A: Let’s see, apologize to a manipulative, 31-year-old man who acts like he’s still in high school or keep your dignity? Just because he controls her every move doesn’t mean he can micro-manage you as well. I understand she’s your friend and you care about her, but she’s not going to pull her head out of the sand until she’s good and ready. Unfortunately, there really isn’t much you can do about that. But why on earth would you dream of giving him any more power than he already has over the situation? If she wants to surrender to his narcissistic and abusive ploys, that’s her choice but you certainly don’t have to bow down to him like some subservient disciple. And you shouldn’t. Ever. The second you do, his meat hooks only sink in deeper giving them both confirmation that his behavior is acceptable.
Q: I have dated women from 30 to 20 years old over the last three years. My last relationship was with a 24 year-old, however, I am not looking for sex. I don't know what it is with me but girls seem to just want to have sex with me. I'm not against it but I am respectful and brought up with old traditions. I want a nice relationship without it being surrounded with sex. My dad and mom have been disappointed with me because I haven't dated anyone for seven months. Although I have tried, my friends say I’m messed up for not doing it with certain girls I have turned down. I don't think I am strange but maybe I am. I just think that women should be respected and not treated as tools or sex objects. I am just a 20-year-old looking for advice on what I should be expecting and if I'm asking too much.

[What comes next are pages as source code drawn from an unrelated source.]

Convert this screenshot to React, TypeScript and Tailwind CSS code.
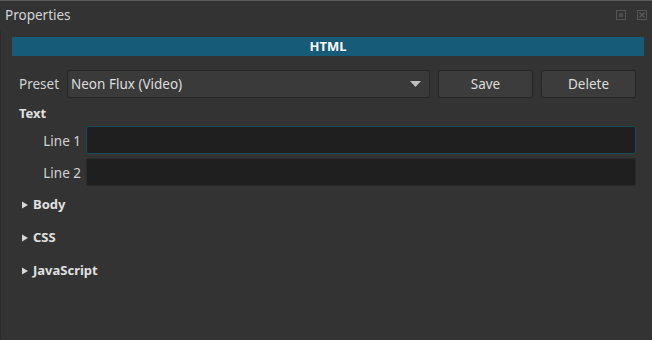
import React from 'react';

const font = { fontFamily: '"Noto Sans", "Open Sans", sans-serif' };

const Section = ({ label }: { label: string }) => (
  <div className="flex items-center h-[20px] pl-[20px] gap-[4px] text-[13px] font-bold text-[#e0e0e0]">
    <svg width="8" height="8" viewBox="0 0 8 8"><path d="M1 0.5 L7 4 L1 7.5 Z" fill="#d8d8d8" /></svg>
    <span>{label}</span>
  </div>
);

export default function App() {
  return (
    <div className="w-[652px] h-[340px] bg-[#333333] border-t border-[#5c5c5c] text-[#dcdcdc] flex flex-col overflow-hidden" style={font}>
      <div className="flex items-center justify-between h-[30px] pl-[5px] pr-[5px] shrink-0">
        <span className="text-[13.5px] text-[#d4d4d4] -mt-[1px]">Properties</span>
        <div className="flex items-center gap-[11px] -mt-[3px]">
          <svg width="10" height="10" viewBox="0 0 10 10">
            <rect x="0.5" y="0.5" width="9" height="9" fill="none" stroke="#555" />
            <rect x="3" y="3" width="4" height="4" fill="#4a4a4a" />
          </svg>
          <svg width="10" height="10" viewBox="0 0 10 10">
            <rect x="0.5" y="0.5" width="9" height="9" fill="none" stroke="#555" />
            <path d="M2.5 2.5 L7.5 7.5 M7.5 2.5 L2.5 7.5" stroke="#5a5a5a" strokeWidth="1.2" />
          </svg>
        </div>
      </div>
      <div className="flex-1 border-l border-[#2a2a2a] pl-[11px] pr-[8px]">
        <div className="mt-[6px] h-[19px] bg-[#165b77] flex items-center justify-center text-[13px] font-bold text-white">HTML</div>
        <div className="flex items-center mt-[14px] h-[28px]">
          <span className="w-[55px] pl-[7px] text-[13.5px] text-[#d4d4d4]">Preset</span>
          <div className="w-[363px] h-[28px] bg-[#3a3a3a] border border-[#262626] rounded-[3px] flex items-center justify-between pl-[3px] pr-[8px]">
            <span className="text-[13.5px] text-[#dedede]">Neon Flux (Video)</span>
            <svg width="11" height="6" viewBox="0 0 11 6"><path d="M0 0 L11 0 L5.5 6 Z" fill="#bdbdbd" /></svg>
          </div>
          <button className="ml-[8px] w-[95px] h-[28px] bg-[#3c3c3c] border border-[#262626] rounded-[3px] text-[13.5px] text-[#dedede]">Save</button>
          <button className="ml-[8px] w-[95px] h-[28px] bg-[#3c3c3c] border border-[#262626] rounded-[3px] text-[13.5px] text-[#dedede]">Delete</button>
        </div>
        <div className="mt-[6px] pl-[7px] h-[20px] flex items-center text-[13px] font-bold text-[#e0e0e0]">Text</div>
        <div className="flex items-center mt-[2px] h-[28px]">
          <span className="w-[69px] pt-[3px] text-right text-[13.5px] text-[#d4d4d4]">Line 1</span>
          <div className="ml-[5px] w-[550px] h-[28px] bg-[#1f1f1f] border border-[#1d4a5b] rounded-[2px]" />
        </div>
        <div className="flex items-center mt-[4px] h-[28px]">
          <span className="w-[69px] pt-[3px] text-right text-[13.5px] text-[#d4d4d4]">Line 2</span>
          <div className="ml-[5px] w-[550px] h-[28px] bg-[#1f1f1f] border border-[#2a2a2a] rounded-[2px]" />
        </div>
        <div className="mt-[9px] flex flex-col gap-[13px] -ml-[11px]">
          <Section label="Body" />
          <Section label="CSS" />
          <Section label="JavaScript" />
        </div>
      </div>
    </div>
  );
}
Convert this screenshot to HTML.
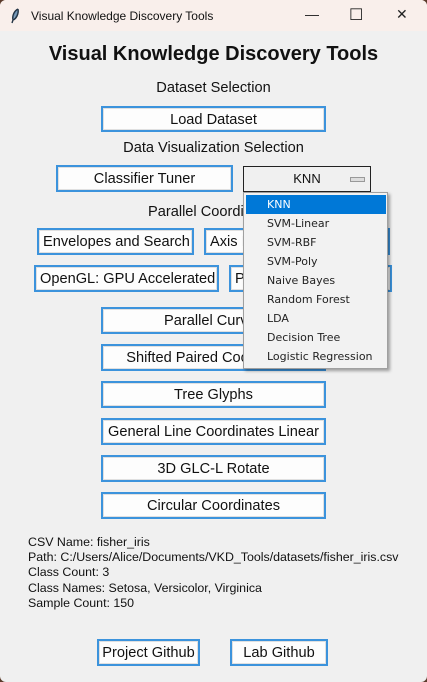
<!DOCTYPE html>
<html><head><meta charset="utf-8"><style>
*{margin:0;padding:0;box-sizing:border-box}
body{width:427px;height:682px;background:#5a3a2a;font-family:"Liberation Sans",Arial,sans-serif;position:relative;overflow:hidden}
.win{position:absolute;left:0;top:0;width:427px;height:682px;background:#f0f0f0;border-radius:6px;overflow:hidden}
.tb{position:absolute;left:0;top:0;width:427px;height:31px;background:#f9efeb}
.tb .t{position:absolute;left:31px;top:9px;font-size:12px;color:#111}
.tb .ic{position:absolute;font-size:14px;color:#222}
.a{position:absolute}
.lbl{position:absolute;font-size:14.6px;color:#111;white-space:nowrap}
.btn{position:absolute;background:#fdfdfd;border:2px solid #3c93dc;box-shadow:inset 0 0 0 1px #e0e0e0;font-size:14.6px;color:#111;white-space:nowrap;overflow:hidden;display:flex;align-items:center;justify-content:center;padding-top:1px}
.btn.l{justify-content:flex-start;padding-left:4px}
.info{position:absolute;left:28px;top:535px;font-size:12.4px;line-height:15.2px;color:#111}
.dd{position:absolute;left:243px;top:192px;width:145px;height:177px;background:#f2f2f2;border:1px solid #a0a0a0;box-shadow:2px 2px 3px rgba(0,0,0,.35);font-family:"DejaVu Sans",sans-serif;font-size:11px;color:#222}
.dd div{position:absolute;left:23px;height:19px;line-height:19px}
</style></head><body>
<div class="win">
<div class="tb">
<svg class="a" style="left:10px;top:8px" width="10" height="16" viewBox="0 0 10 16"><path d="M8 1 C4 3 2 8 3 12 L2 15 M8 1 C9 6 6 11 3 12" stroke="#234" stroke-width="1.4" fill="#6a8fb0"/></svg>
<div class="t">Visual Knowledge Discovery Tools</div>
<div class="ic" style="left:305px;top:6px">—</div>
<div class="ic" style="left:349px;top:5px;font-size:16px">☐</div>
<div class="ic" style="left:396px;top:6px">✕</div>
</div>
<div class="lbl" style="left:0;width:427px;text-align:center;top:43px;font-size:20px;font-weight:bold">Visual Knowledge Discovery Tools</div>
<div class="lbl" style="left:0;width:427px;text-align:center;top:80px">Dataset Selection</div>
<div class="btn" style="left:101px;top:106px;width:225px;height:26px">Load Dataset</div>
<div class="lbl" style="left:0;width:427px;text-align:center;top:140px">Data Visualization Selection</div>
<div class="btn" style="left:56px;top:165px;width:177px;height:27px">Classifier Tuner</div>
<div class="a" style="left:243px;top:166px;width:128px;height:26px;border:1px solid #222;background:#f0f0f0;font-size:13px;text-align:center;line-height:24px;color:#111">KNN<span class="a" style="left:106px;top:10px;width:15px;height:5px;background:#ddd;border:1px solid #999"></span></div>
<div class="lbl" style="left:148px;top:204px">Parallel Coordinates</div>
<div class="btn l" style="left:37px;top:228px;width:157px;height:27px">Envelopes and Search</div>
<div class="btn l" style="left:204px;top:228px;width:186px;height:27px">Axis Inversion</div>
<div class="btn l" style="left:34px;top:265px;width:185px;height:27px">OpenGL: GPU Accelerated</div>
<div class="btn l" style="left:229px;top:265px;width:163px;height:27px">Pygame</div>
<div class="btn" style="left:101px;top:307px;width:225px;height:27px">Parallel Curves</div>
<div class="btn" style="left:101px;top:344px;width:225px;height:27px">Shifted Paired Coordinates</div>
<div class="btn" style="left:101px;top:381px;width:225px;height:27px">Tree Glyphs</div>
<div class="btn" style="left:101px;top:418px;width:225px;height:27px">General Line Coordinates Linear</div>
<div class="btn" style="left:101px;top:455px;width:225px;height:27px">3D GLC-L Rotate</div>
<div class="btn" style="left:101px;top:492px;width:225px;height:27px">Circular Coordinates</div>
<div class="info">CSV Name: fisher_iris<br>Path: C:/Users/Alice/Documents/VKD_Tools/datasets/fisher_iris.csv<br>Class Count: 3<br>Class Names: Setosa, Versicolor, Virginica<br>Sample Count: 150</div>
<div class="btn" style="left:97px;top:639px;width:103px;height:27px">Project Github</div>
<div class="btn" style="left:230px;top:639px;width:98px;height:27px">Lab Github</div>
<div class="dd">
<span class="a" style="left:2px;top:2px;width:140px;height:19px;background:#0078d7"></span>
<div style="top:2px;color:#fff">KNN</div>
<div style="top:21px">SVM-Linear</div>
<div style="top:40px">SVM-RBF</div>
<div style="top:59px">SVM-Poly</div>
<div style="top:78px">Naive Bayes</div>
<div style="top:97px">Random Forest</div>
<div style="top:116px">LDA</div>
<div style="top:135px">Decision Tree</div>
<div style="top:154px">Logistic Regression</div>
</div>
</div>
</body></html>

A: Since when does having sex with a woman equate to disrespecting her or treating her like a sex object? I hate to break it to you but sex is an extremely important part of any relationship. Two people who are incompatible sexually cannot possibly stay in a happy, healthy, mutually satisfying relationship. And at 20 years old the last thing that should be on your mind is a relationship. That will come in time. This isn’t to say you should be collecting every notch on your bedpost that is thrown your way but I am saying live a little! Also understand, in this day and age, women are very comfortable with their sexuality, which is nothing to be ashamed of. So please, don’t set us back 50 years! Our perception is our reality and sometimes we have to simply change our perception in order to change our reality. If you’re not against having sex, maybe you should try it. I’m quite sure your perception will rapidly change.